This is related to Measuring one-way speed of light with gravitational lensing and Measuring the one-way speed of light with a black hole?
The idea is to shine a beam of light from a clock towards a heavy mass, like a black hole, in some manner such that the curvature of spacetime around the mass is sufficient to "bend" the light directly back to the clock. That is, to send the light along a self-intersecting geodesic using a sufficiently curved spacetime. Note that in this case the source and the detector are the same object, so no clock synchronization is required. Hypothetically, this should measure the one-way speed of light.
None of the given refutations from the similar posts on this site are convincing. Here are some of the main refutations, as I understand them, and my counter to them:
(1) In being curved by spacetime, the light is actually changing direction, hence this is not the one-way speed.
To my understanding of General Relativity, the light travels along a geodesic; that is, a curve such that, ignoring technicalities of Differential Geometry, its tangent direction is constant. There is no reflection or acceleration. So in this sense, how can the light with a constant tangent direction be said to change direction? One might say that the path deviates from a straight line in Euclidean space, but given that spacetime is not Euclidean, has no extrinsic structure, and has no global notion of direction, this is the only definition of straight or "one direction" that makes sense. Thus, either the light does not change direction and is "one-way," or we need to be clearer about what exactly we mean by "one-way" in the context of General Relativity.

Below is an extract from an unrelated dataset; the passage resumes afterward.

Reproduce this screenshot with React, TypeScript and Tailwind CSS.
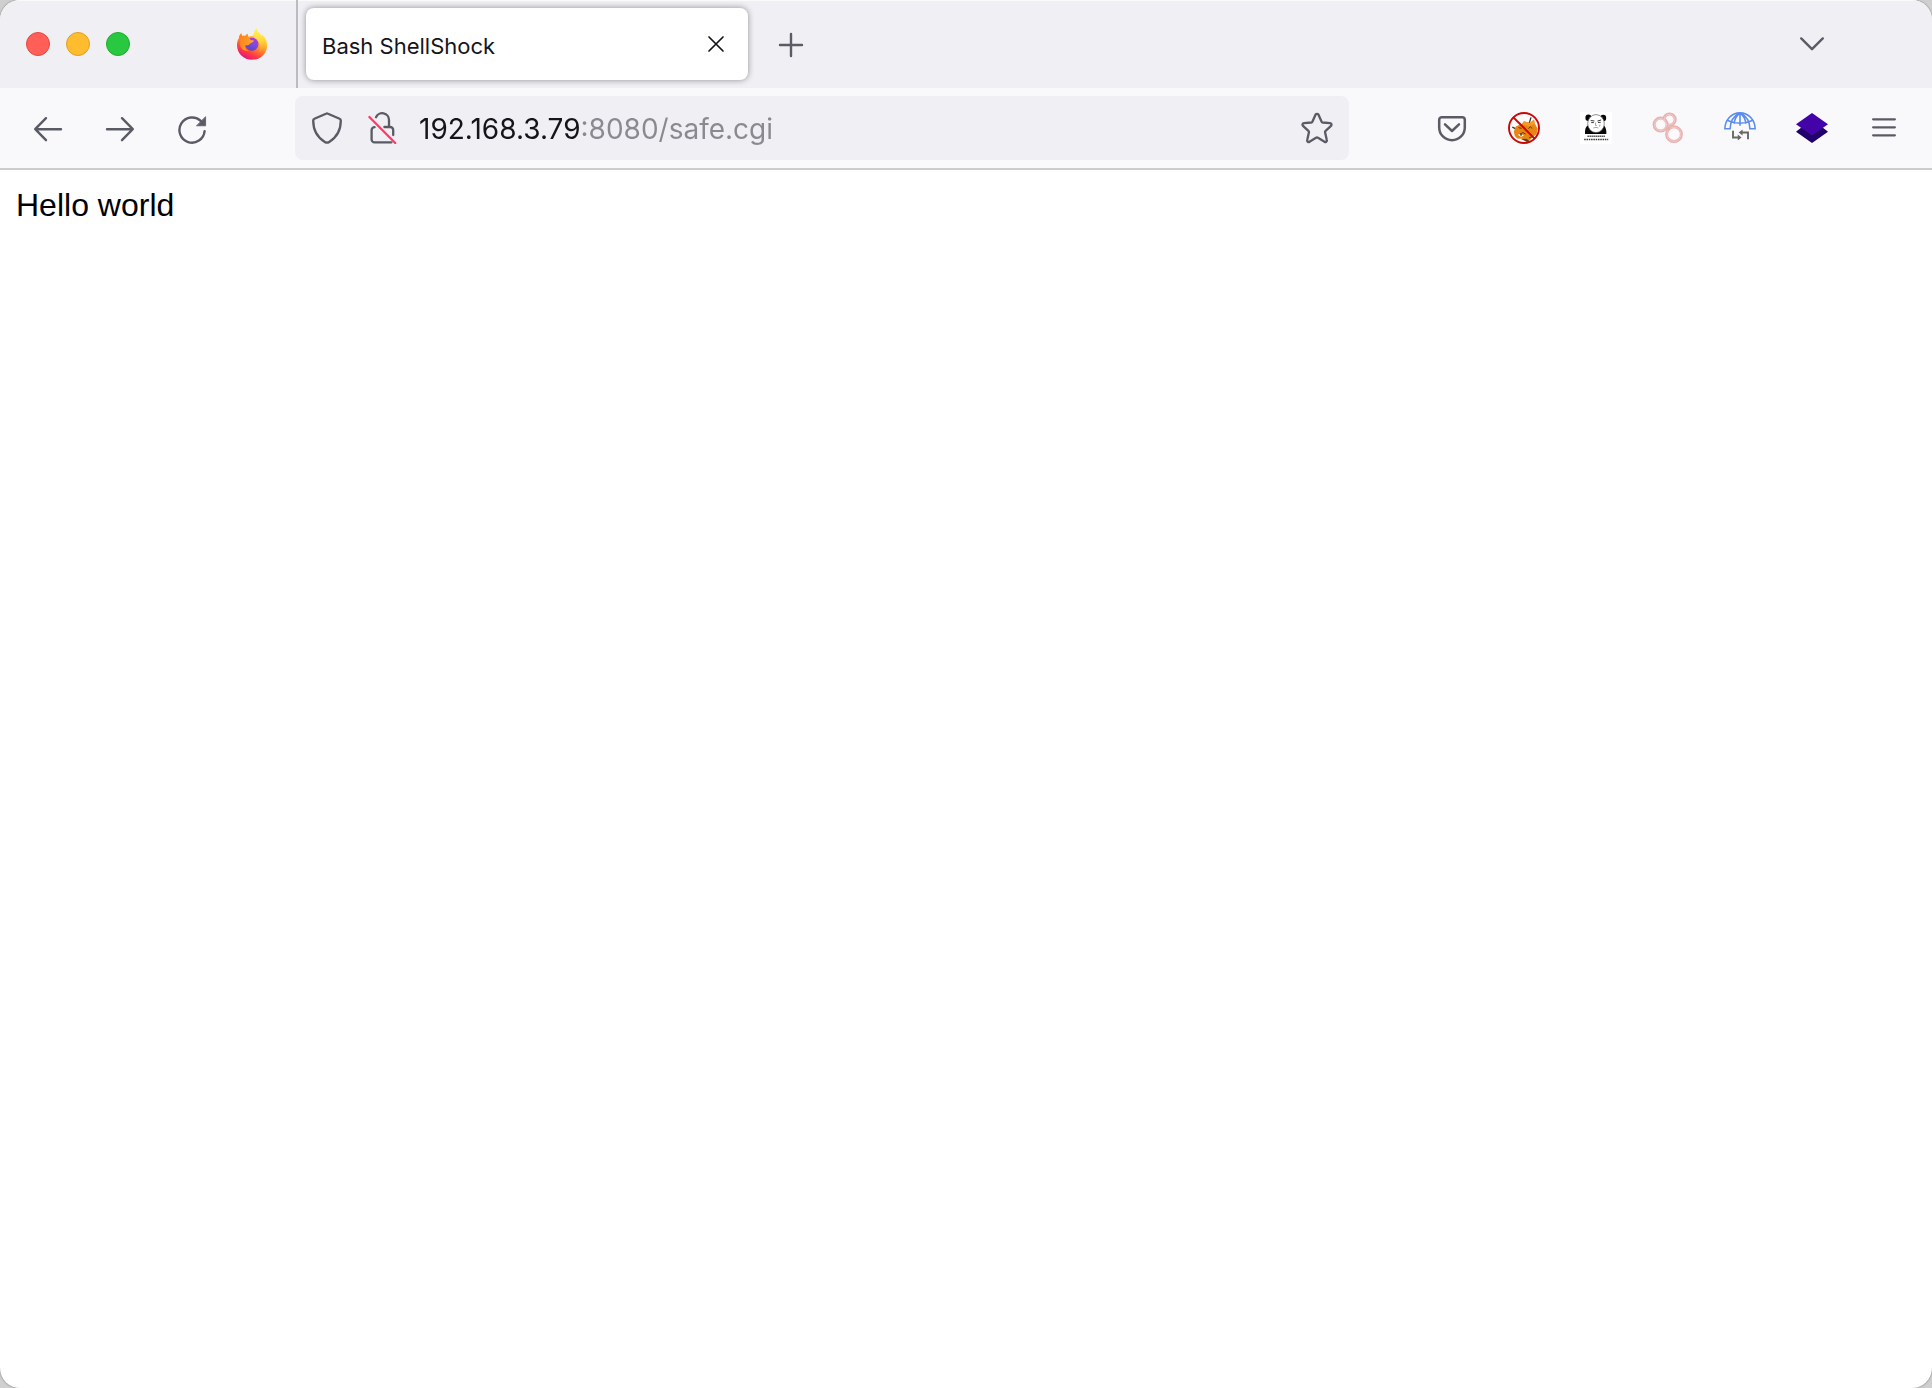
import React from 'react';

type IconProps = { className?: string };

const ArrowLeftIcon: React.FC<IconProps> = ({ className }) => (
  <svg viewBox="0 0 32 32" className={className} fill="none" stroke="currentColor" strokeWidth="2.4" strokeLinecap="round" strokeLinejoin="round">
    <path d="M29 17.2H3.4M14 6.2 3.2 17.2 14 28.2" />
  </svg>
);

const ArrowRightIcon: React.FC<IconProps> = ({ className }) => (
  <svg viewBox="0 0 32 32" className={className} fill="none" stroke="currentColor" strokeWidth="2.4" strokeLinecap="round" strokeLinejoin="round">
    <path d="M3 17.2h25.6M18 6.2l10.8 11L18 28.2" />
  </svg>
);

const ReloadIcon: React.FC<IconProps> = ({ className }) => (
  <svg viewBox="0 0 32 32" className={className} fill="none" stroke="currentColor" strokeWidth="2.4" strokeLinecap="round">
    <path d="M25 9.2A12.6 12.6 0 1 0 28.6 19.2" />
    <path d="M29.6 5v8.800h-8.800z" fill="currentColor" strokeWidth="0.8" strokeLinejoin="round" />
  </svg>
);

const ShieldIcon: React.FC<IconProps> = ({ className }) => (
  <svg viewBox="0 0 32 32" className={className} fill="none" stroke="currentColor" strokeWidth="2.3" strokeLinejoin="round">
    <path d="M15 1.700a2.200 2.200 0 0 1 2 0l11.600 5.100a1.800 1.800 0 0 1 1.200 1.800c0 8.600-3.400 16.400-11.600 21.400a4.200 4.200 0 0 1-4.400 0C5.600 25 2.200 17.200 2.200 8.600a1.800 1.800 0 0 1 1.200-1.800z" />
  </svg>
);

const LockOffIcon: React.FC<IconProps> = ({ className }) => (
  <svg viewBox="0 0 32 32" className={className} fill="none" strokeWidth="2.3" strokeLinecap="round" strokeLinejoin="round">
    <g stroke="#5b5b66">
      <path d="M9 5.200A6.800 6.800 0 0 1 22 8V15" />
      <path d="M17.400 15h5.800a3 3 0 0 1 3 3v5" />
      <path d="M7.600 15.200a3 3 0 0 0-3 3v9.200a3 3 0 0 0 3 3h16.800" />
    </g>
    <path d="M2.400 5 28.200 31" stroke="#ff3b66" strokeWidth="2.300" />
  </svg>
);

const StarIcon: React.FC<IconProps> = ({ className }) => (
  <svg viewBox="0 0 32 32" className={className} fill="none" stroke="currentColor" strokeWidth="2.3" strokeLinejoin="round">
    <path d="M14.500 2.700a1.800 1.800 0 0 1 3 0l3 6.800a1.800 1.800 0 0 0 1.400 1l7.200.7a1.500 1.500 0 0 1 .9 2.600l-5.400 5a1.800 1.800 0 0 0-.5 1.700l1.700 7.600a1.500 1.500 0 0 1-2.300 1.600l-6.500-3.900a2 2 0 0 0-2 0l-6.500 3.900a1.500 1.500 0 0 1-2.300-1.600l1.700-7.600a1.800 1.800 0 0 0-.5-1.700l-5.400-5a1.500 1.500 0 0 1 .9-2.600l7.200-.7a1.800 1.800 0 0 0 1.400-1z" />
  </svg>
);

const PocketIcon: React.FC<IconProps> = ({ className }) => (
  <svg viewBox="0 0 32 32" className={className} fill="none" stroke="currentColor" strokeWidth="2.5" strokeLinecap="round" strokeLinejoin="round">
    <path d="M5.800 5.200h20.400a2.600 2.600 0 0 1 2.600 2.600v7.600a12.800 12.800 0 0 1-25.600 0V7.800a2.600 2.600 0 0 1 2.600-2.600z" />
    <path d="m9 12.400 7 6.600 7-6.600" />
  </svg>
);

const CloseIcon: React.FC<IconProps> = ({ className }) => (
  <svg viewBox="0 0 20 20" className={className} fill="none" stroke="currentColor" strokeWidth="1.7" strokeLinecap="round">
    <path d="m3 3 14 14M17 3 3 17" />
  </svg>
);

const PlusIcon: React.FC<IconProps> = ({ className }) => (
  <svg viewBox="0 0 32 32" className={className} fill="none" stroke="currentColor" strokeWidth="2.4" strokeLinecap="round">
    <path d="M16 6v22M5 17h22" />
  </svg>
);

const ChevronIcon: React.FC<IconProps> = ({ className }) => (
  <svg viewBox="0 0 32 32" className={className} fill="none" stroke="currentColor" strokeWidth="2.4" strokeLinecap="round" strokeLinejoin="round">
    <path d="m5.200 10.400 10.800 10.800 10.800-10.800" />
  </svg>
);

const MenuIcon: React.FC<IconProps> = ({ className }) => (
  <svg viewBox="0 0 32 32" className={className} fill="none" stroke="currentColor" strokeWidth="2.2" strokeLinecap="round">
    <path d="M5.100 7.300h21.800M5.100 15.300h21.800M5.100 23.300h21.800" />
  </svg>
);

const FirefoxLogo: React.FC<IconProps> = ({ className }) => (
  <svg viewBox="0 0 32 32" className={className}>
    <defs>
      <linearGradient id="ff-body" x1="0.8" y1="0.05" x2="0.3" y2="1">
        <stop offset="0.1" stopColor="#fff04a" />
        <stop offset="0.36" stopColor="#ffb92e" />
        <stop offset="0.58" stopColor="#ff7a2a" />
        <stop offset="0.78" stopColor="#ff3a45" />
        <stop offset="1" stopColor="#e2127f" />
      </linearGradient>
      <linearGradient id="ff-globe" x1="0.7" y1="0" x2="0.4" y2="1">
        <stop offset="0" stopColor="#b237e0" />
        <stop offset="0.5" stopColor="#7f4be0" />
        <stop offset="1" stopColor="#5746c4" />
      </linearGradient>
      <linearGradient id="ff-head" x1="0" y1="0" x2="1" y2="0.6">
        <stop offset="0" stopColor="#ff7a1c" />
        <stop offset="1" stopColor="#ffa82a" />
      </linearGradient>
      <linearGradient id="ff-flame" x1="0.5" y1="0" x2="0.6" y2="1">
        <stop offset="0" stopColor="#fff45a" />
        <stop offset="0.55" stopColor="#ffd83a" />
        <stop offset="1" stopColor="#ff8a2a" />
      </linearGradient>
    </defs>
    <path
      d="M20.600.2c.2 2.600 1.600 4 3.600 6 .7.700 1.300 1.500 1.800 2.400.3-.8.3-1.400.2-2 3.200 2.700 5 6.600 5 10.600 0 8.200-6.600 14.600-15.100 14.600S1 25.200 1 17.200c0-3 .7-5.300 1.900-7.200.2-1.700 1-3.400 2.400-4.800.1 1.200.3 2 .8 2.700 1-.2 2-.1 3 .2.700-1 1.600-1.800 2.800-2.300-.3 1.300-.2 2.200.5 3 1.700-1 3.400-1.300 5-1.100.4-2.800 1.300-5.600 3.200-7.500z"
      fill="url(#ff-body)"
    />
    <path d="M20.600.2c.2 2.600 1.600 4 3.600 6 2.800 3 4.600 5.800 4.200 10.200-.3 3.600-2.200 6.600-5.800 8 2-3 2.400-7 .6-10.200-1.400-2.400-4-4-5.600-6.500.2-2.800 1.200-5.700 3-7.500z" fill="url(#ff-flame)" opacity="0.85" />
    <circle cx="15.800" cy="16.200" r="6.600" fill="url(#ff-globe)" />
    <path
      d="M2.900 10c.2-1.700 1-3.400 2.400-4.800.1 1.200.3 2 .8 2.700 1-.2 2-.1 3 .2.700-1 1.600-1.800 2.800-2.300-.3 1.600 0 2.800 1.600 4 .7.500.3 1.300 1 1.900.7.400 2 .5 3.200.5.400.8-.2 1.700-1.700 2.300-1.500.7-2.200.8-2.600 1.700-.4.800-2.200 1.300-4 .8-.8 3.200.8 5.200 3.600 6-4.600.6-8.600-2-8.800-6.400-.1-2.700.7-4-1.300-6.600z"
      fill="url(#ff-head)"
    />
  </svg>
);

const ProxyOffIcon: React.FC<IconProps> = ({ className }) => (
  <svg viewBox="0 0 32 32" className={className}>
    <circle cx="16" cy="16" r="14.800" fill="#fdfbfa" />
    <path d="M4.300 15.200 8 16.800M23 5.400l-1.800 6" stroke="#333" strokeWidth="1.3" fill="none" />
    <path d="m5.800 19.500 2-5 6.200-2.800 2-2.400 6 1.700 4-3.400.8 4.200 2.800 4.600-1 5.600-5 4-3.400 4.200-6-3.400-5-.3-2.400-2.500z" fill="#e98512" />
    <path d="m16 9.300 6 1.700 4-3.400.6 4-5 3-7-2z" fill="#f49a24" />
    <path d="m13 27 5.500-.2 3.500 2.800-3 .3z" fill="#5c4328" />
    <path d="m10.500 15.600 3 .8M20.500 16.500l2-1.800 1.500 1.800M11.500 22.200l3.500-1.600 2.500 1.400M21 25.800l3-1" stroke="#5f3906" strokeWidth="1" fill="none" />
    <path d="m9.500 22.500 4-.3 2.500 1.300-3 1.300z" fill="#fff" />
    <circle cx="13" cy="22.800" r="0.900" fill="#222" />
    <circle cx="16" cy="16" r="15" fill="none" stroke="#cc0505" strokeWidth="1.9" />
    <path d="m5.400 5.400 21.200 21.200" stroke="#cc0505" strokeWidth="2" />
  </svg>
);

const PandaIcon: React.FC<IconProps> = ({ className }) => (
  <svg viewBox="0 0 32 32" className={className}>
    <path d="M0 0h32v32H0z" fill="#fff" />
    <ellipse cx="8.400" cy="5.800" rx="3" ry="3.200" fill="#080808" />
    <ellipse cx="23.200" cy="6" rx="3" ry="3.200" fill="#080808" />
    <path d="M5 22c-.2-4 .5-7 2.500-8.500l8 4 8.500-4c2 2 2.600 5 2.300 8.500z" fill="#080808" />
    <ellipse cx="16" cy="11.600" rx="8.300" ry="9" fill="#fff" stroke="#444" strokeWidth="0.6" />
    <path d="m10.700 8.500 3.700.5M17.500 9l3.700-1M11.200 10.600h2.600M18 10.400h2.700" stroke="#222" strokeWidth="0.9" />
    <path d="M15.600 10.500v3l1.200.1M13.300 16c1.800-.7 3.500-.7 5 0M20 12.500l-.5 2" fill="none" stroke="#777" strokeWidth="0.7" />
    <path d="M7.500 24.300h17.300" stroke="#333" strokeWidth="1.5" strokeDasharray="1.300 .7" />
    <path d="M4.200 27.500h24" stroke="#333" strokeWidth="1.700" strokeDasharray="1.500 .8" />
  </svg>
);

const RingsIcon: React.FC<IconProps> = ({ className }) => (
  <svg viewBox="0 0 32 32" className={className}>
    <g fill="#fdf8fa" stroke="#e9b0b0" strokeWidth="3">
      <circle cx="17.500" cy="7.600" r="5.700" />
      <circle cx="8.600" cy="12.600" r="6.500" />
      <circle cx="22" cy="22.200" r="7.400" />
    </g>
    <g fill="none" stroke="#f0cccc" strokeWidth="1">
      <circle cx="17.500" cy="7.600" r="5.300" />
      <circle cx="8.600" cy="12.600" r="6.100" />
      <circle cx="22" cy="22.200" r="7" />
    </g>
    <path d="m14.800 15.200 3 2.600" stroke="#e9b0b0" strokeWidth="3" />
  </svg>
);

const GlobeSwapIcon: React.FC<IconProps> = ({ className }) => (
  <svg viewBox="0 0 32 32" className={className} fill="none">
    <circle cx="16" cy="16" r="15.300" fill="#fafafc" stroke="#f1f1f4" strokeWidth="0.6" />
    <g stroke="#5b8def" strokeWidth="1.6">
      <path d="M.9 16.800C.9 7.800 7.500.9 16 .9s15.100 6.900 15.100 15.900h-5.200c-.1-7-3.500-13-9.900-15.900C9.600 3.800 6.200 9.800 6.100 16.800z" />
      <path d="M16 1v12.800M16 1c-4 2.700-5.500 6.500-5.800 10.800M16 1c4 2.700 5.500 6.500 5.800 10.800M3.700 8.400C11.500 12 20.500 12 28.300 8.400" />
    </g>
    <path d="M9 18.800v6.700h6M24 27.200v-6.700h-6" stroke="#686868" strokeWidth="1.9" />
    <path d="M13.800 22.600v5.800l3.800-2.900zM18.600 17.600v5.800l-3.900-2.900z" fill="#686868" />
  </svg>
);

const LayersIcon: React.FC<IconProps> = ({ className }) => (
  <svg viewBox="0 0 32 32" className={className}>
    <path d="M0 19.800 6 15h20l6 4.800L16 31z" fill="#20006b" />
    <path d="M16 1 32 12.300 16 23.500 0 12.300z" fill="#4403a8" />
  </svg>
);

const windowControls = [
  { label: 'Close window', color: 'bg-[#ff5f57] border-[#e2483f]' },
  { label: 'Minimize window', color: 'bg-[#febc2e] border-[#dfa023]' },
  { label: 'Zoom window', color: 'bg-[#28c840] border-[#1dad2b]' },
];

const navButtons = [
  { label: 'Back', Icon: ArrowLeftIcon },
  { label: 'Forward', Icon: ArrowRightIcon },
  { label: 'Reload', Icon: ReloadIcon },
];

const extensions = [
  { label: 'Save to Pocket', Icon: PocketIcon },
  { label: 'Proxy disabled', Icon: ProxyOffIcon },
  { label: 'Panda', Icon: PandaIcon },
  { label: 'Rings', Icon: RingsIcon },
  { label: 'User agent switcher', Icon: GlobeSwapIcon },
  { label: 'Layers', Icon: LayersIcon },
  { label: 'Menu', Icon: MenuIcon },
];

const TabBar: React.FC = () => (
  <div className="flex h-[88px] items-center bg-[#f0eff4] text-[#5b5b66] shadow-[inset_0_1px_0_#fafafa]">
    <div className="flex gap-4 pl-[26px]">
      {windowControls.map(({ label, color }) => (
        <button key={label} aria-label={label} className={`size-6 rounded-full border ${color}`} />
      ))}
    </div>
    <button aria-label="Firefox View" className="ml-[106px] mr-7">
      <FirefoxLogo className="size-8" />
    </button>
    <div className="w-0.5 self-stretch bg-[#bcbcc0]" />

    {/* Active tab */}
    <div className="ml-2 flex h-[72px] w-[442px] items-center justify-between rounded-lg bg-white pl-4 pr-[22px] text-[#15141a] shadow-[0_0_6px_rgba(0,0,0,0.4)]">
      <span className="pt-1 text-[22px] leading-7">Bash ShellShock</span>
      <button aria-label="Close tab">
        <CloseIcon className="size-5" />
      </button>
    </div>
    <button aria-label="New tab" className="flex w-[86px] justify-center">
      <PlusIcon className="size-8" />
    </button>
    <button aria-label="List all tabs" className="ml-auto mr-[84px] flex w-[72px] justify-center">
      <ChevronIcon className="size-8" />
    </button>
  </div>
);

const Toolbar: React.FC = () => (
  <div className="flex h-[82px] items-center border-b-2 border-[#cccccf] bg-[#f9f9fb] px-3 text-[#5b5b66]">
    <div className="flex">
      {navButtons.map(({ label, Icon }) => (
        <button key={label} aria-label={label} className="flex w-[72px] justify-center">
          <Icon className="size-8" />
        </button>
      ))}
    </div>

    {/* Address bar */}
    <div className="mx-[67px] flex h-16 min-w-0 flex-1 items-center rounded-lg bg-[#f0eff4] px-4">
      <button aria-label="Tracking protection">
        <ShieldIcon className="size-8" />
      </button>
      <button aria-label="Connection is not secure" className="ml-6">
        <LockOffIcon className="size-8" />
      </button>
      <input
        type="text"
        aria-label="Address"
        defaultValue="192.168.3.79:8080/safe.cgi"
        className="ml-5 h-10 min-w-0 flex-1 bg-[linear-gradient(to_right,#15141a_162px,#8a8990_162px)] bg-clip-text pt-0.5 text-[28px] leading-10 outline-none [-webkit-text-fill-color:transparent]"
      />
      <button aria-label="Bookmark this page">
        <StarIcon className="size-8" />
      </button>
    </div>

    <div className="flex">
      {extensions.map(({ label, Icon }) => (
        <button key={label} aria-label={label} className="flex w-[72px] justify-center">
          <Icon className="size-8" />
        </button>
      ))}
    </div>
  </div>
);

const App: React.FC = () => {
  return (
    <div className="min-h-screen bg-[#cfcfcf] font-['Inter',sans-serif]">
      <div className="flex min-h-screen flex-col overflow-hidden rounded-[20px] bg-white shadow-[0_0_2px_rgba(0,0,0,0.5)]">
        <TabBar />
        <Toolbar />
        <main className="flex-1 p-4 font-['Liberation_Sans',Arial,sans-serif] text-[32px] leading-[38px] text-black">
          Hello world
        </main>
      </div>
    </div>
  );
};

export default App;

(2) Such an experiment would be impossible or impractical.
I think some posters were saying this because the original questions implied that the clock would have to be at the event horizon of a black hole, which is of course impossible or impractical; however, I don't think such an extreme closeness to the black hole is required. Given that the photon sphere of a black hole, where light orbits in a circle, is outside of the event horizon, shining the light at some distance outside of the photon sphere should be sufficient to curve the light back to the clock, regardless of the distance of the clock from the black hole (see my rough illustration). At the extreme, we could place the clock directly on the photon sphere, which should be theoretically possible. Regardless, the question is not about practicality, but whether the one-way speed is theoretically measurable.
Update:
Essentially what this argument boils down to, I think, is that the average speed of light along a single self-intersecting geodesic may differ from the average speed of light along a non-geodesic self-intersecting path, which is always c. Put that way, however, it does seem a little ridiculous. It is hard to see how the anisotropy of the speed could be defined in such a way as to be consistent with this pathological case.
Presumably, we could approximate a single self-intersecting geodesic with a non-geodesic path arbitrarily closely, so, logically, the average speeds over each path should be approximately the same, i.e., c. Furthermore, how would the "preferred direction" of the speed of light behave around a black hole, for instance? Regardless, I still think this experiment does actually solve the problem for the given notion of "direction". Though the problem is usually posed in the flat spacetime of Special Relativity, with a global notion of direction, so the apparent unanswerability of this question should be seen as a limitation of Special Relativity only, which is then solved by General Relativity.